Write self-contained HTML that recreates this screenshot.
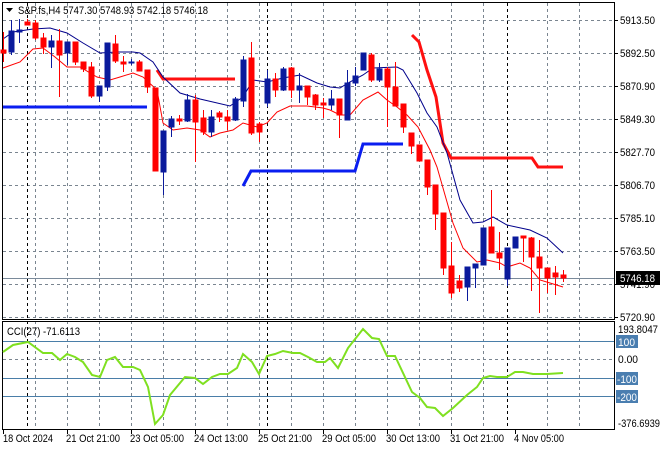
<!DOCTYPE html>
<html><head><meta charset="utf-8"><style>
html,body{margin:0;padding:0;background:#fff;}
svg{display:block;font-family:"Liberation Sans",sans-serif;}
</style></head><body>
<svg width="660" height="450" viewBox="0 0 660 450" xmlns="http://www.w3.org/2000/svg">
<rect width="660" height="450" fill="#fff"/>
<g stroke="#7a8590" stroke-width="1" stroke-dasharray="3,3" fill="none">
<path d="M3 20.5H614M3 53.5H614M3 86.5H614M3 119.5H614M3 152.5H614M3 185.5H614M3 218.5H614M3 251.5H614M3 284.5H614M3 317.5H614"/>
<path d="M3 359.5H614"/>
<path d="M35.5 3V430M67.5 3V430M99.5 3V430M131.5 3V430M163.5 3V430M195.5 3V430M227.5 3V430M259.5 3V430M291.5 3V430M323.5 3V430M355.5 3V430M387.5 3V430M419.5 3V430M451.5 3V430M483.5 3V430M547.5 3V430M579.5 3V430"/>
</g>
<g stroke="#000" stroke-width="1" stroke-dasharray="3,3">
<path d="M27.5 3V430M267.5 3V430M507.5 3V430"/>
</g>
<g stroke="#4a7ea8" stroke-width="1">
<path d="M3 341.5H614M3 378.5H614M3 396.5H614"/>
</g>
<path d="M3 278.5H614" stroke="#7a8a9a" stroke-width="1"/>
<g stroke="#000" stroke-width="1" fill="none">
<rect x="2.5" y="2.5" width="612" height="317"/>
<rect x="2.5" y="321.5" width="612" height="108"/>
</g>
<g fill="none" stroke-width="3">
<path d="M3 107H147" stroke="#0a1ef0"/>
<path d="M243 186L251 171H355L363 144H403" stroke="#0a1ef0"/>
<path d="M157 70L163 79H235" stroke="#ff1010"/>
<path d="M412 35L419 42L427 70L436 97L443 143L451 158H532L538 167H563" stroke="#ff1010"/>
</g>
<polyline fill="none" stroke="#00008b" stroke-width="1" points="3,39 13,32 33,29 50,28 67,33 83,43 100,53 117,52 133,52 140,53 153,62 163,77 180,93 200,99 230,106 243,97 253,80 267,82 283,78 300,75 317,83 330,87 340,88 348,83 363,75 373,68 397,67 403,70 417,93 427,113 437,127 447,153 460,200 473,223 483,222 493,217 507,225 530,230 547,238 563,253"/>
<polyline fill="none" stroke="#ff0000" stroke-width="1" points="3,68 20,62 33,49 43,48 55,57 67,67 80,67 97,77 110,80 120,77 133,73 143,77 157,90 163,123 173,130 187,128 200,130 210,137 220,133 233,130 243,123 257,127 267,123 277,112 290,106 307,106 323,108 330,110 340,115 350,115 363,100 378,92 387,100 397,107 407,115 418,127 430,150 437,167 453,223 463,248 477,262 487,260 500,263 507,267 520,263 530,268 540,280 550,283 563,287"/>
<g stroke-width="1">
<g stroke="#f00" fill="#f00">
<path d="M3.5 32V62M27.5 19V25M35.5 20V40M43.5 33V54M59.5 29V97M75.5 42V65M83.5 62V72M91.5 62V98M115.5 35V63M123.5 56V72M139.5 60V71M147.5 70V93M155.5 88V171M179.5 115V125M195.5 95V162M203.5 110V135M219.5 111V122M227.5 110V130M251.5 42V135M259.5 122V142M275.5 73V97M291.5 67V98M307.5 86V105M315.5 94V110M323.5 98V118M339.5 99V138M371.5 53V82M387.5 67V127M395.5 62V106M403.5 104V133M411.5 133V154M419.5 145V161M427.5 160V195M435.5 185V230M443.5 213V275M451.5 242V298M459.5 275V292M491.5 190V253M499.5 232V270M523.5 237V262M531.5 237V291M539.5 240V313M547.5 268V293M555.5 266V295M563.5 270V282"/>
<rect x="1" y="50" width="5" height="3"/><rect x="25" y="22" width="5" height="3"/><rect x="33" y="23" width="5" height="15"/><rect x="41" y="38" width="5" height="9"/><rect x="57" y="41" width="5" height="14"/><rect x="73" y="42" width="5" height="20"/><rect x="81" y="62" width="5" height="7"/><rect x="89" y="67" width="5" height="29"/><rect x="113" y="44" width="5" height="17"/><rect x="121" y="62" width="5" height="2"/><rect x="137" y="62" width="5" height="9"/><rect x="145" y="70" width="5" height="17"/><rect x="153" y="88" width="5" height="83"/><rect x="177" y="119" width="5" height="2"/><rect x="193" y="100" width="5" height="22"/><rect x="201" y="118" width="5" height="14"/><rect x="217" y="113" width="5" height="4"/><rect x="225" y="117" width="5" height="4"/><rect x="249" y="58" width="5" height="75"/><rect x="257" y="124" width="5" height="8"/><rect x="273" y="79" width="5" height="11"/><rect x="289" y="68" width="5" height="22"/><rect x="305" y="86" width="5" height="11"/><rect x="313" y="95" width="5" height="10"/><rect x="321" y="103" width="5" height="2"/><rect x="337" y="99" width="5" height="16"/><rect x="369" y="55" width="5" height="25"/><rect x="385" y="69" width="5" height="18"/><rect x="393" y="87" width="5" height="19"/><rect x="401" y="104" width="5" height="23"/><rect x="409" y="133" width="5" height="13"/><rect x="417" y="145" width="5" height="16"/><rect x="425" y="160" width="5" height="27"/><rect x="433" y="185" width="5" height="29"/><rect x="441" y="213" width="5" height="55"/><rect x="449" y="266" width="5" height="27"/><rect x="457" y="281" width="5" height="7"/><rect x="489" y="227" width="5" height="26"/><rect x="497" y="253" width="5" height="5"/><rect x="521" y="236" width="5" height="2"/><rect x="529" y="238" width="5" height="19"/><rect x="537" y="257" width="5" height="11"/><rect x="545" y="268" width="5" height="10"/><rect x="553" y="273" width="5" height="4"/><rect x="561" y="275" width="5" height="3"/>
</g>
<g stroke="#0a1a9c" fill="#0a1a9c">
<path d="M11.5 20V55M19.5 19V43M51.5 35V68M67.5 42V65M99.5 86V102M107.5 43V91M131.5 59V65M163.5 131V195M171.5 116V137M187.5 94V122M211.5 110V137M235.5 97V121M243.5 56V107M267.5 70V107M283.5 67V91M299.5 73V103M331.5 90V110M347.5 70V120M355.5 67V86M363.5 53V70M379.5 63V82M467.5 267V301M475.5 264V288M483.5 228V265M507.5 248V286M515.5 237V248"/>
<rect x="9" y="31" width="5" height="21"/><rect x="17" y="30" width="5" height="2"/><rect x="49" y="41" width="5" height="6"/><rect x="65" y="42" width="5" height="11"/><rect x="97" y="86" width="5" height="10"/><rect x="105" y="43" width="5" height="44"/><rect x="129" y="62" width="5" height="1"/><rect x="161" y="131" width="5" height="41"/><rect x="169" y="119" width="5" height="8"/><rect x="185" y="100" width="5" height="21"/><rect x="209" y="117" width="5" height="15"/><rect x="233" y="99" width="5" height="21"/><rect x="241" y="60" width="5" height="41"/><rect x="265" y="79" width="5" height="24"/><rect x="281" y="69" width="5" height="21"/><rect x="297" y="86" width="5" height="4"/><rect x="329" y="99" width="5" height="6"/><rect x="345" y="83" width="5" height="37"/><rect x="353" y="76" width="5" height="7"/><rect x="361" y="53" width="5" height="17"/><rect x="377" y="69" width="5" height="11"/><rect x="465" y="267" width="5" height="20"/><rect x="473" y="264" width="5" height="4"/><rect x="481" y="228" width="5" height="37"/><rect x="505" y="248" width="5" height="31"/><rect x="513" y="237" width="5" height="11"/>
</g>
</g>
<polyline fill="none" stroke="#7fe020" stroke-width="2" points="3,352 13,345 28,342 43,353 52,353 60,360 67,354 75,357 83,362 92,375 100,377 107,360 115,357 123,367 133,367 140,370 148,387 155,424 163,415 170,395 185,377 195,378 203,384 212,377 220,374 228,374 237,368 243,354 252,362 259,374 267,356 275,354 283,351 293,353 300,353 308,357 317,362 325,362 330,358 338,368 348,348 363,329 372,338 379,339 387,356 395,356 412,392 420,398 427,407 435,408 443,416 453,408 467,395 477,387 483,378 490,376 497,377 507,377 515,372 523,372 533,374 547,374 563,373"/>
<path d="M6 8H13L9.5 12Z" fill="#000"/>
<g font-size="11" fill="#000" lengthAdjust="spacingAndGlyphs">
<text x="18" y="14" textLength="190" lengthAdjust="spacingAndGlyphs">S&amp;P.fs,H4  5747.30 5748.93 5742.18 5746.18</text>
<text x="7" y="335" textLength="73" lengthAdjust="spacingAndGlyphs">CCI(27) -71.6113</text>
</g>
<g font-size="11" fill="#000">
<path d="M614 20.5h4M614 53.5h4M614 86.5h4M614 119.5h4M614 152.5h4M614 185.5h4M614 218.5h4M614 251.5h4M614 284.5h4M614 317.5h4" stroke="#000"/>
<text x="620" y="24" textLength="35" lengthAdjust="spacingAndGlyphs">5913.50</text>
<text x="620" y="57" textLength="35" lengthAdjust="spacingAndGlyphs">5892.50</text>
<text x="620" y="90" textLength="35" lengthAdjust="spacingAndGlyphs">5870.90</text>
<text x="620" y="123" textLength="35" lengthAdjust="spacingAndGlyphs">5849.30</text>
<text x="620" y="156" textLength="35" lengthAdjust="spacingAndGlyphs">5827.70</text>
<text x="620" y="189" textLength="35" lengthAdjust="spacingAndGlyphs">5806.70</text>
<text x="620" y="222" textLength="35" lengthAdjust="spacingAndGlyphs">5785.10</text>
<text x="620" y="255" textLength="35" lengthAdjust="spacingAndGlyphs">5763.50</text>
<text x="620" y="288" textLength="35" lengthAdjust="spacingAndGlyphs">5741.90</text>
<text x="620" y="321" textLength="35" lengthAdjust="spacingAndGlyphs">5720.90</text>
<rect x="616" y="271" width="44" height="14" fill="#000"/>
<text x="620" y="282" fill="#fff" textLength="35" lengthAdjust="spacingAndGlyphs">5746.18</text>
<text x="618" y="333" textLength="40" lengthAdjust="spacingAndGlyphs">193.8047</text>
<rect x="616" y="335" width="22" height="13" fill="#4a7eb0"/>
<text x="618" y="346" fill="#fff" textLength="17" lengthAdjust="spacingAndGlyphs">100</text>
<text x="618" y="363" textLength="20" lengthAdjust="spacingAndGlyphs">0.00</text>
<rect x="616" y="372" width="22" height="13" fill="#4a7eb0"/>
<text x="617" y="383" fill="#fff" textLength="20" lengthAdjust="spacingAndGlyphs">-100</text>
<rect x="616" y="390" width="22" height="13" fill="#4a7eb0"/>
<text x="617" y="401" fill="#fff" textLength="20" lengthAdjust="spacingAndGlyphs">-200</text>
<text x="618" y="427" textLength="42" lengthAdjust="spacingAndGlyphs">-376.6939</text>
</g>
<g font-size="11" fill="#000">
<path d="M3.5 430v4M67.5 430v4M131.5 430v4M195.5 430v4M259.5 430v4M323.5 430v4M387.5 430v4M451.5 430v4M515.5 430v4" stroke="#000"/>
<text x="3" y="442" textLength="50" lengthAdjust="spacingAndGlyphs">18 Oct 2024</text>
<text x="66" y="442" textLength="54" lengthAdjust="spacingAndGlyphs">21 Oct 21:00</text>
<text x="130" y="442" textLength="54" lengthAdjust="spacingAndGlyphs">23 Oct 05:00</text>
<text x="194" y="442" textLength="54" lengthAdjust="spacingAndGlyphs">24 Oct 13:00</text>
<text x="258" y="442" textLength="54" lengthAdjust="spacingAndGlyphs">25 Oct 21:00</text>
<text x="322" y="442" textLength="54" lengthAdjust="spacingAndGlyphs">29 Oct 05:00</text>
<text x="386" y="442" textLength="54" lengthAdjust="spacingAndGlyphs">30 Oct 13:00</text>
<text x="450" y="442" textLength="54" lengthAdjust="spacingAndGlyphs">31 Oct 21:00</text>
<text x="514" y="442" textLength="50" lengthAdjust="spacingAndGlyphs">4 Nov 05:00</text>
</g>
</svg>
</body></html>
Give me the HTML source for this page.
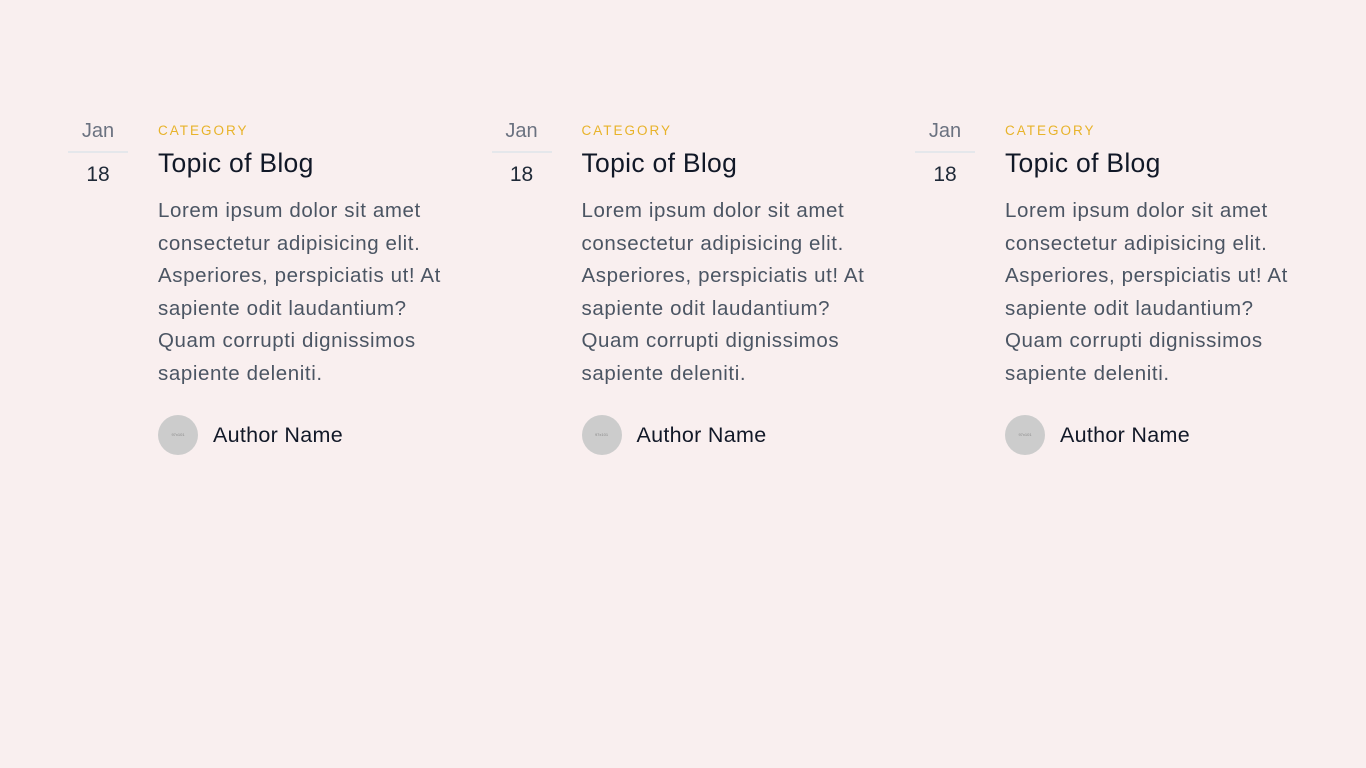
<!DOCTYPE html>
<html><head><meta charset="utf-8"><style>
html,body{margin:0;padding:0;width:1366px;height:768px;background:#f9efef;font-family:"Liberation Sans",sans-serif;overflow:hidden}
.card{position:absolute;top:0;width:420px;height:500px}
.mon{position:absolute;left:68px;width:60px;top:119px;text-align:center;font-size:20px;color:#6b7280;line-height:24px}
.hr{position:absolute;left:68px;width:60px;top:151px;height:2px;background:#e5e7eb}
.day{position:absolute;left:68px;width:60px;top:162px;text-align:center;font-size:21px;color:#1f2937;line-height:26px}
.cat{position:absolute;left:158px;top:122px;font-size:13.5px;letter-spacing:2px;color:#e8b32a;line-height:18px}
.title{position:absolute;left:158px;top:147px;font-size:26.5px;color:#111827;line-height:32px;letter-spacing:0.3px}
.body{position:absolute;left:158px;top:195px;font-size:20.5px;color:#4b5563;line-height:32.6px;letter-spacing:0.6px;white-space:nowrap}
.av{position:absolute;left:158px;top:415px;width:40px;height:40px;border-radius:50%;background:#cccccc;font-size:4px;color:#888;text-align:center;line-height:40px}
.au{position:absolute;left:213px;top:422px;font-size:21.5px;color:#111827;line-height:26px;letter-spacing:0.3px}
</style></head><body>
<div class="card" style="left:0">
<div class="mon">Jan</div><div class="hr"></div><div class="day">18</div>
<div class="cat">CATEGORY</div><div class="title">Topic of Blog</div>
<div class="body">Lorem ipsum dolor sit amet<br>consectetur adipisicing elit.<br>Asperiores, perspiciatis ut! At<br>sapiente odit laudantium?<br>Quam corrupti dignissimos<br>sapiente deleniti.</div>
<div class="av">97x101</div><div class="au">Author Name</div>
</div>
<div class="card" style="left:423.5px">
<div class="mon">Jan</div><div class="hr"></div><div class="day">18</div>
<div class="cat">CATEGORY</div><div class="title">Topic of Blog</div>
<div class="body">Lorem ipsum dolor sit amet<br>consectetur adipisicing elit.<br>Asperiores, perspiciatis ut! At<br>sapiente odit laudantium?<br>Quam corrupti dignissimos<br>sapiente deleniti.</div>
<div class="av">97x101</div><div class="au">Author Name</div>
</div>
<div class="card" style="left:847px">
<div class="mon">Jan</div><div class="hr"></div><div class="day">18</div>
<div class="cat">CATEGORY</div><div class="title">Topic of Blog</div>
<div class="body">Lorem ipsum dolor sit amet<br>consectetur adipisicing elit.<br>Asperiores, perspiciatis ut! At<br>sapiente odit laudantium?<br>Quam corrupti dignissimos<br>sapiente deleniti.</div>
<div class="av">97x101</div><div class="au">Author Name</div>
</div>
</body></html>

[Set task] Extract all lines containing the word "this".

[Result below]
Write self-contained HTML that recreates this screenshot.
Give me the HTML source for this page.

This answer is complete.